By realizing that our intents are as hidden from them as theirs are from us, we can accept their perceptions with a greater knowledge of their limitations than they have of ours.
We can influence accurately only with the power of greater information. Those of us who will be the first to explore the other with honest interest and concern will be the better informed. Information gleaned from exploring what we accept as unique will give us the power to influence how the activities of another person will affect us or how these activities can be directed to achieve a mutually beneficial effect.
Communication, then, is not just the art of being more polished or more accurately assertive. It is not simply the art of listening. Communication is the art of effective management – the ability to accept the unique differences of another person and invite the revelation of that uniqueness with honesty and candour. It is the ability to accept change in the immediate environment no matter how populated it becomes with the volatile activities of others.
Exploring the uniqueness and individuality of another person without threatening them or being threatened by them and using that information to relate with confidence can fuel the creativity to expand our own insight.

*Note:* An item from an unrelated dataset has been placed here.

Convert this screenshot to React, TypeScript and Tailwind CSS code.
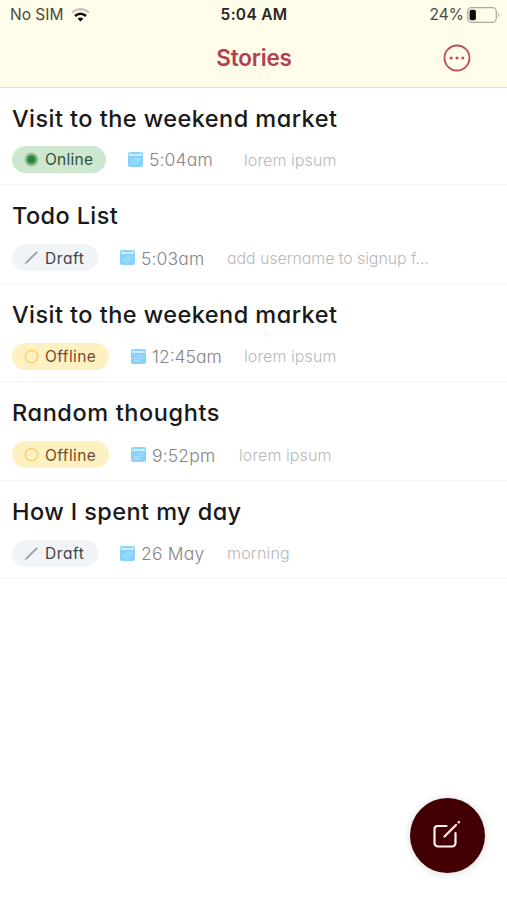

Managing and communicating effectively initiates growth, understanding and productivity by abandoning the need for defensive protection. It requires technique; a learning process that embraces constructive criticism, opinions and differing behaviors using the very aspects we find fearful and troublesome to make us strong, capable performers. Using this technique the mature person is not only able to manage competently, but will have the ability to progress with, rather than be hindered by the stress of change, and to relate comfortably to others who are defensive in the stress of change and uncertainty.